▶ [What you need to do]:
Pick out every line holding the string "styled" and copy it.

▶ [Data rows]:
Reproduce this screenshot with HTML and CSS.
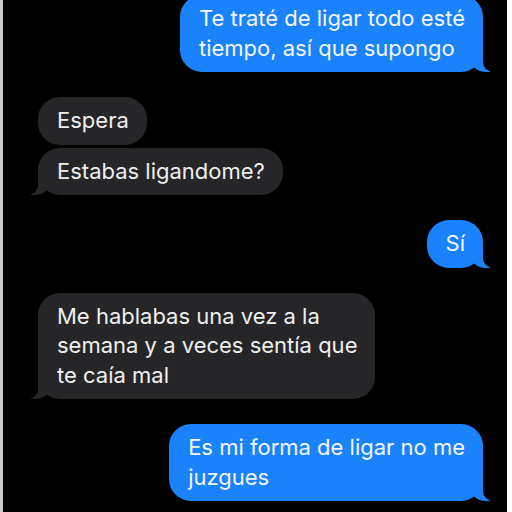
FILE: index.html
```html
<!DOCTYPE html>
<html lang="es">
  <head>
    <meta charset="UTF-8" />
    <meta name="viewport" content="width=device-width, initial-scale=1.0" />
    <title>Mensajes</title>
    <link rel="stylesheet" href="styles.css">
  </head>
  <body>
    <div class="screen">
      <div class="thread">
        <!-- first message, cut off at the top of the screenshot -->
        <div class="msg sent">Te traté de ligar todo esté<br>tiempo, así que supongo</div>

        <div class="group">
          <div class="msg received">Espera</div>
          <div class="msg received tail">Estabas ligandome?</div>
        </div>

        <div class="msg sent">Sí</div>

        <div class="msg received tail">Me hablabas una vez a la<br>semana y a veces sentía que<br>te caía mal</div>

        <div class="msg sent">Es mi forma de ligar no me<br>juzgues</div>
      </div>
    </div>
  </body>
</html>
```

FILE: styles.css
```css
/* Page frame: screenshot has a grey strip left, white strip right */
body {
  margin: 0;
  background: #fff;
  font-family: "Inter", "Liberation Sans", sans-serif;
}

.screen {
  height: 512px;
  margin-right: 5px;
  border-left: 3px solid #c9c9c9;
  background: #000;
  overflow: hidden;
}

.thread {
  display: flex;
  flex-direction: column;
  gap: 25px;
  padding: 0 24px 0 35px;
  margin-top: -5px;
}

.group {
  display: flex;
  flex-direction: column;
  align-items: flex-start;
  gap: 3px;
}

/* Bubbles */
.msg {
  position: relative;
  padding: 9px 18px 9px 19px;
  border-radius: 22px;
  font-size: 22px;
  line-height: 29.5px;
}

.sent {
  align-self: flex-end;
  background: #1a82fb;
  color: #f2f7ff;
}

.received {
  align-self: flex-start;
  background: #262629;
  color: #efefef;
}

/* iMessage style tails */
.sent::before,
.tail::before {
  content: "";
  position: absolute;
  bottom: 0;
  width: 20px;
  height: 20px;
}

.sent::after,
.tail::after {
  content: "";
  position: absolute;
  bottom: 0;
  width: 10px;
  height: 22px;
  background: #000;
}

.sent::before {
  right: -7px;
  background: #1a82fb;
  border-bottom-left-radius: 16px 14px;
}

.sent::after {
  right: -10px;
  border-bottom-left-radius: 10px;
}

.tail::before {
  left: -7px;
  background: #262629;
  border-bottom-right-radius: 16px 14px;
}

.tail::after {
  left: -10px;
  border-bottom-right-radius: 10px;
}
```
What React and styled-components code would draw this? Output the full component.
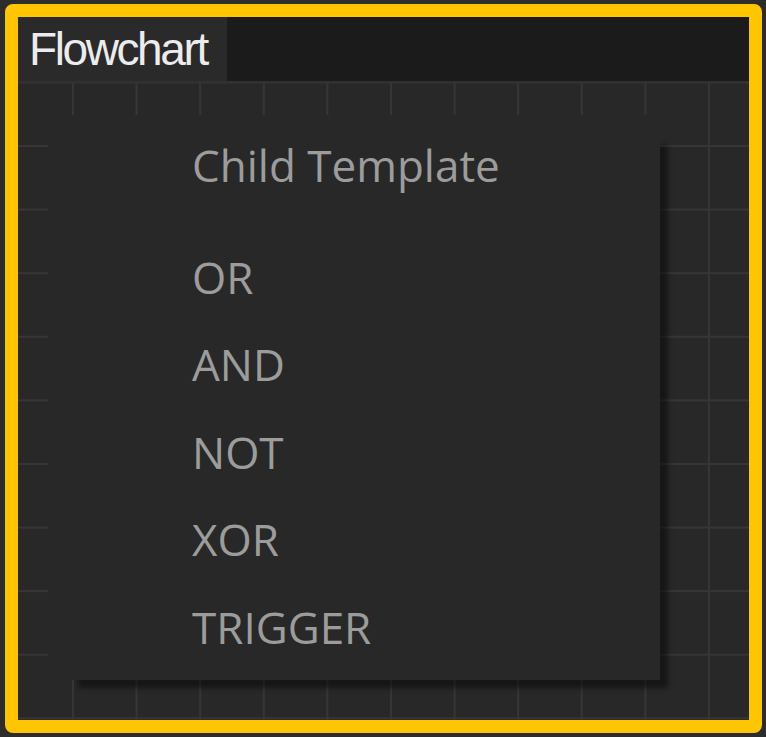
import React from "react";
import styled, { createGlobalStyle } from "styled-components";

const Global = createGlobalStyle`
  html, body { margin: 0; padding: 0; background: #2c2c2c; }
  body { width: 766px; height: 737px; overflow: hidden; }
`;

const Frame = styled.div`
  box-sizing: border-box;
  margin: 4px 0 0 5px;
  width: 757px;
  height: 729px;
  border: 13px solid #ffc600;
  border-radius: 8px;
  display: flex;
  flex-direction: column;
  overflow: hidden;
  background: #282828;
`;

const Header = styled.div`
  display: flex;
  height: 64px;
  background: #1b1b1b;
  border-bottom: 2px solid #313131;
  flex: none;
`;

const Tab = styled.div`
  width: 209px;
  background: #2a2a2a;
  color: #ececec;
  font-family: "Liberation Sans", Arial, sans-serif;
  font-size: 46px;
  letter-spacing: -2.4px;
  line-height: 64px;
  padding-left: 11px;
  box-sizing: border-box;
  white-space: nowrap;
`;

const Canvas = styled.div`
  position: relative;
  flex: 1;
  background-color: #282828;
  background-image:
    linear-gradient(to right, #363636 0, #363636 2px, transparent 2px),
    linear-gradient(to bottom, #363636 0, #363636 2px, transparent 2px);
  background-size: 63.6px 63.6px;
  background-position: 54px 62px;
`;

const Menu = styled.div`
  position: absolute;
  left: 30px;
  top: 32px;
  width: 612px;
  height: 565px;
  background: #282828;
  box-shadow: 19px 19px 5px -11px rgba(0, 0, 0, 0.45);
  box-sizing: border-box;
  padding: 7px 0 0 144px;
  display: flex;
  flex-direction: column;
`;

const Item = styled.div`
  font-family: "Open Sans", Lato, sans-serif;
  font-size: 44px;
  line-height: 87.5px;
  height: 87.5px;
  color: #9c9c9c;
  white-space: nowrap;
  margin-bottom: ${(p) => (p.$title ? "24px" : "0")};
`;

const items = ["OR", "AND", "NOT", "XOR", "TRIGGER"];

export default function App() {
  return (
    <>
      <Global />
      <Frame>
        <Header>
          <Tab>Flowchart</Tab>
        </Header>
        <Canvas>
          <Menu>
            <Item $title>Child Template</Item>
            {items.map((t) => (
              <Item key={t}>{t}</Item>
            ))}
          </Menu>
        </Canvas>
      </Frame>
    </>
  );
}
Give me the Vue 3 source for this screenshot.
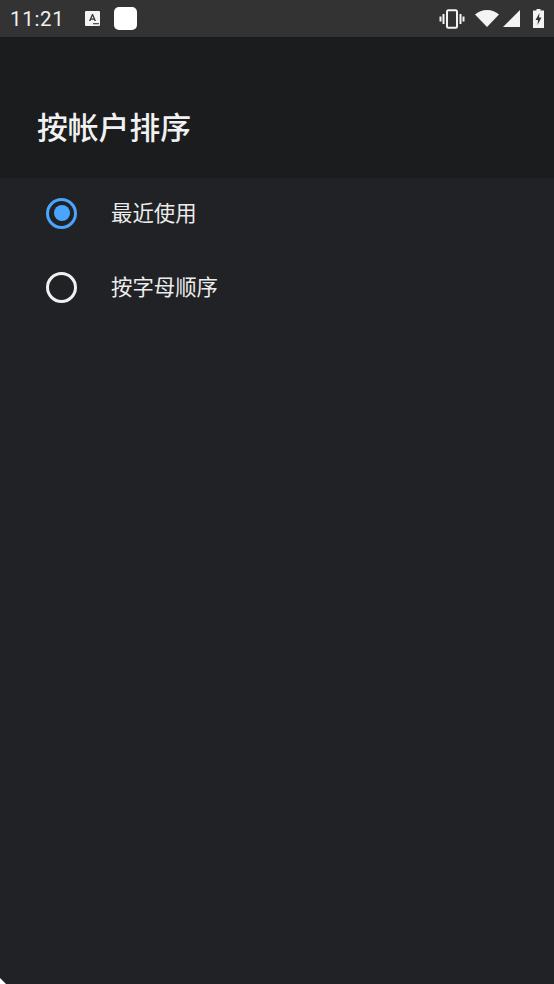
<script setup>
import { ref } from 'vue';

const options = [
    { id: 'recent', label: '最近使用' },
    { id: 'alpha', label: '按字母顺序' }
];

const selected = ref('recent');
</script>
<template>
    <div class="screen">
        <div class="status-bar">
            <span class="clock">11:21</span>
            <svg class="ic-a" viewBox="0 0 15 15">
                <rect width="15" height="15" rx="1" fill="#f4f4f4" />
                <path d="M4 10 L7 3 L8 3 L11 10 L9.500 10 L7.500 5 L5.500 10 Z M5.500 7.500 H9.500 V8.700 H5.500 Z" fill="#333" />
                <rect x="8" y="12" width="6" height="1.300" fill="#555" />
            </svg>
            <span class="app-badge"></span>
            <span class="spacer"></span>
            <svg class="ic-vibrate" viewBox="0 0 26 20">
                <rect x="8" y="1.200" width="10" height="17.600" rx="1.500" fill="none" stroke="#f4f4f4" stroke-width="2" />
                <rect x="3.500" y="5" width="2" height="10" fill="#f4f4f4" />
                <rect x="20.500" y="5" width="2" height="10" fill="#f4f4f4" />
                <rect x="0.500" y="7.500" width="2" height="5" fill="#f4f4f4" />
                <rect x="23.500" y="7.500" width="2" height="5" fill="#f4f4f4" />
            </svg>
            <svg class="ic-wifi" viewBox="0 0 24 17">
                <path d="M0 4.500 C3 1.800 7.300 0 12 0 C16.700 0 21 1.800 24 4.500 L12 17 Z" fill="#f4f4f4" />
            </svg>
            <svg class="ic-signal" viewBox="0 0 17 17">
                <path d="M0 17 L17 0 V17 Z" fill="#f4f4f4" />
            </svg>
            <svg class="ic-battery" viewBox="0 0 11 19">
                <path fill-rule="evenodd" d="M3.500 0 H7.500 V1.500 H11 V19 H0 V1.500 H3.500 Z M6.500 4 L2.500 11 H5 L4.500 16 L8.500 8.500 H6 Z" fill="#f4f4f4" />
            </svg>
        </div>
        <header class="title-bar">
            <h1>按帐户排序</h1>
        </header>
        <ul class="options">
            <li v-for="option in options" :key="option.id" class="option" @click="selected = option.id">
                <span class="radio" :class="{ checked: selected === option.id }"></span>
                <span class="label" v-text="option.label"></span>
            </li>
        </ul>
        <span class="corner"></span>
    </div>
</template>

<style>
html, body {
    margin: 0;
    background: #202226;
}
</style>

<style scoped>
.screen {
    position: relative;
    display: flex;
    flex-direction: column;
    width: 554px;
    height: 984px;
    overflow: hidden;
    background: #202226;
    font-family: Roboto, "Noto Sans CJK SC", sans-serif;
}
.status-bar {
    display: flex;
    align-items: center;
    flex: none;
    height: 37px;
    padding: 0 10px 0 10px;
    box-sizing: border-box;
    background: #333333;
}
.clock {
    width: 75px;
    color: #f0f0f0;
    font-size: 20.5px;
    letter-spacing: 0.7px;
}
.ic-a {
    width: 15px;
    height: 15px;
    margin-right: 14px;
}
.app-badge {
    width: 23px;
    height: 23px;
    border-radius: 5px;
    background: #ffffff;
}
.spacer {
    flex: 1;
}
.ic-vibrate {
    width: 26px;
    height: 20px;
    margin-right: 10px;
}
.ic-wifi {
    width: 24px;
    height: 17px;
    margin-right: 4px;
}
.ic-signal {
    width: 17px;
    height: 17px;
    margin-right: 13px;
}
.ic-battery {
    width: 11px;
    height: 19px;
}
.title-bar {
    display: flex;
    align-items: center;
    flex: none;
    height: 141px;
    padding: 36px 37px 0;
    box-sizing: border-box;
    background: #1a1c1e;
}
.title-bar h1 {
    margin: 0;
    color: #f1f1f1;
    font-size: 30.8px;
    font-weight: 500;
}
.options {
    margin: 0;
    padding: 0;
    list-style: none;
}
.option {
    display: flex;
    align-items: center;
    height: 74px;
    padding: 0 0 4px 46px;
    box-sizing: border-box;
}
.radio {
    position: relative;
    flex: none;
    width: 31px;
    height: 31px;
    margin-right: 34px;
    border: 3px solid #f0f0f0;
    border-radius: 50%;
    box-sizing: border-box;
}
.radio.checked {
    border-color: #4aa5ff;
}
.radio.checked::after {
    content: '';
    position: absolute;
    inset: 4.5px;
    border-radius: 50%;
    background: #4aa5ff;
}
.label {
    color: #ececec;
    font-size: 21.4px;
    line-height: 28px;
    margin-top: 2px;
}
.corner {
    position: absolute;
    left: 0;
    bottom: 0;
    width: 6px;
    height: 6px;
    background: #ffffff;
    clip-path: polygon(0 0, 100% 100%, 0 100%);
}
</style>
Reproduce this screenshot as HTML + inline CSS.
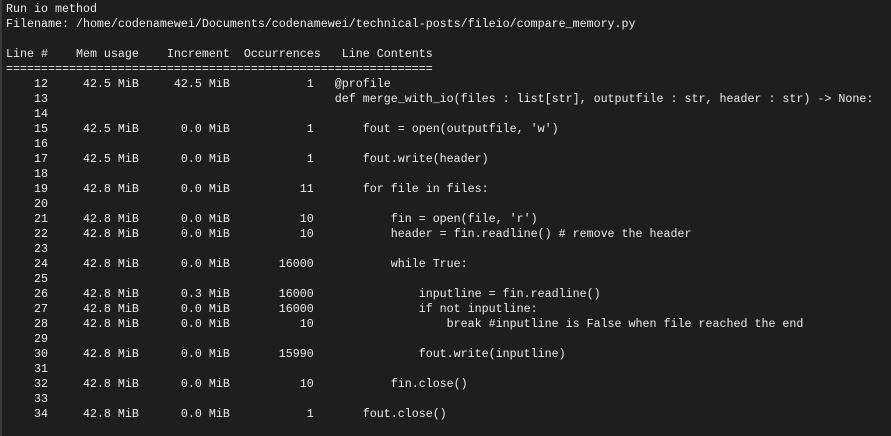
<!DOCTYPE html>
<html><head><style>
html,body{margin:0;padding:0;background:#1e1e1e;width:891px;height:436px;overflow:hidden}
.l{position:absolute;left:0;top:0;width:2px;height:436px;background:#3a3a3a}
pre{position:absolute;left:6px;top:2px;margin:0;font-family:"Liberation Mono",monospace;font-size:11.67px;line-height:15px;color:#ececec}
</style></head><body><div class="l"></div><pre>Run io method
Filename: /home/codenamewei/Documents/codenamewei/technical-posts/fileio/compare_memory.py

Line #    Mem usage    Increment  Occurrences   Line Contents
=============================================================
    12     42.5 MiB     42.5 MiB           1   @profile
    13                                         def merge_with_io(files : list[str], outputfile : str, header : str) -> None:
    14
    15     42.5 MiB      0.0 MiB           1       fout = open(outputfile, 'w')
    16
    17     42.5 MiB      0.0 MiB           1       fout.write(header)
    18
    19     42.8 MiB      0.0 MiB          11       for file in files:
    20
    21     42.8 MiB      0.0 MiB          10           fin = open(file, 'r')
    22     42.8 MiB      0.0 MiB          10           header = fin.readline() # remove the header
    23
    24     42.8 MiB      0.0 MiB       16000           while True:
    25
    26     42.8 MiB      0.3 MiB       16000               inputline = fin.readline()
    27     42.8 MiB      0.0 MiB       16000               if not inputline:
    28     42.8 MiB      0.0 MiB          10                   break #inputline is False when file reached the end
    29
    30     42.8 MiB      0.0 MiB       15990               fout.write(inputline)
    31
    32     42.8 MiB      0.0 MiB          10           fin.close()
    33
    34     42.8 MiB      0.0 MiB           1       fout.close()
</pre></body></html>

▶ [Solved exercise]:
What React and styled-components code would draw this? Output the full component.
import styled, { createGlobalStyle } from "styled-components";
const Frame = styled.div`
const Header = styled.div`
const Tab = styled.div`
const Canvas = styled.div`
const Menu = styled.div`
const Item = styled.div`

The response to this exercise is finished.